Virtually every expert on coyotes insists that feeding coyotes is wrong. National Parks Service ecologist Justin Brown heads the L.A. Urban Coyote Project, which periodically hosts “coyote scat parties” to determine what local coyotes eat. Brown displays the same dedicated appreciation for coyotes as Officer Dinh. They both stress the multitude of dangers created by feeding and habituating urbanized coyotes, as well as the problems of mange and rodenticide. Brown also noted how much of a human issue the interactions can be. “There’s this situation in Silver Lake where this female coyote, every year she gets pretty defensive. Every year, when she has pups, all these issues arise. And part of it is getting the communities to work together to try and reduce that. That’s not a food-based thing. That’s her protecting her pups. So some of it is making sure that there’s not places for her to den in yards and those types of places. Make her find a natural spot where she’s not going to be causing these issues.”
Although there aren’t exact population statistics, scientists are baffled by the number of coyotes in Los Angeles. Brown is actively trying to determine how many live in the city. “We don’t know how many coyotes are in L.A.,” he says. “They are in every part of the city.”

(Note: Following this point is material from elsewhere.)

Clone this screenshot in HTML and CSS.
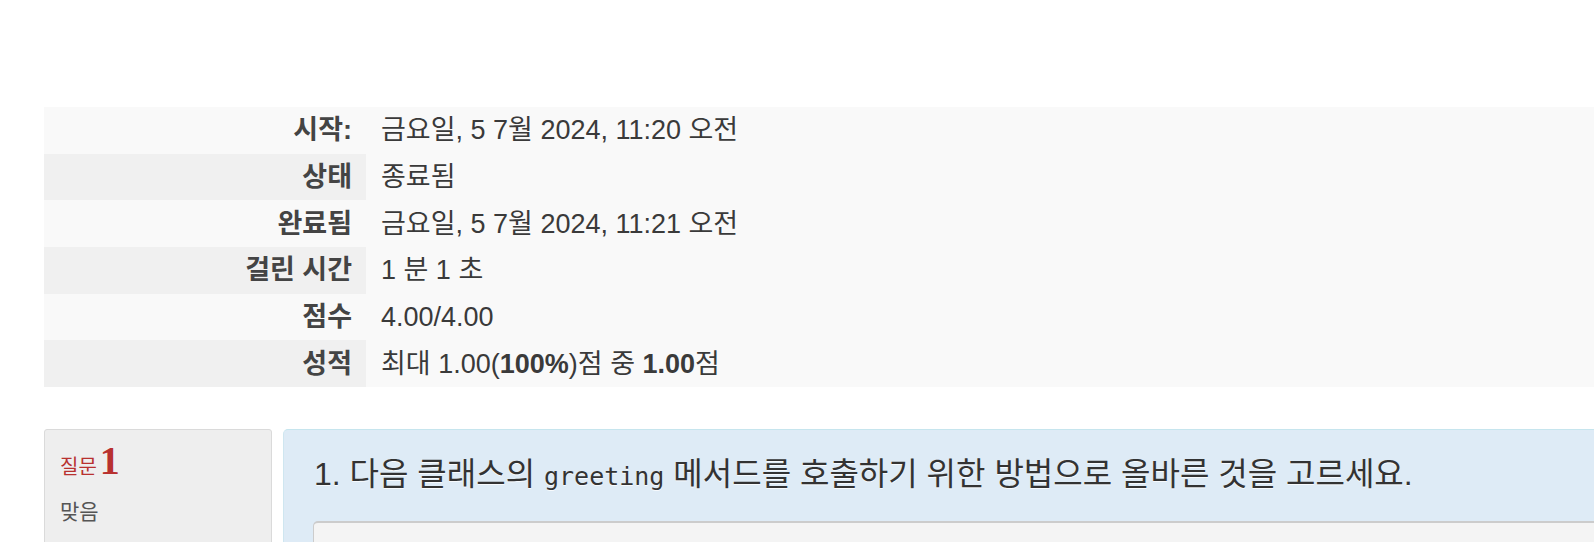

And coyotes aren’t leaving Los Angeles. Their ancestors are buried in the tar pits. This has been their habitat before there was any urban landscape to contend with. As the juggernaut of Southern California development continues unabated, coyote-human interactions have reached a hysterical crescendo. Animal Services could return a dedicated officer to the urbanized wild animal beat, which would help. As tar pits scientist Mychajliw puts it, “There’s a huge need for collaboration with social scientists and environmental educators to understand how people perceive these animals and what actions are reasonable to expect people to take in their daily lives to support coexistence.”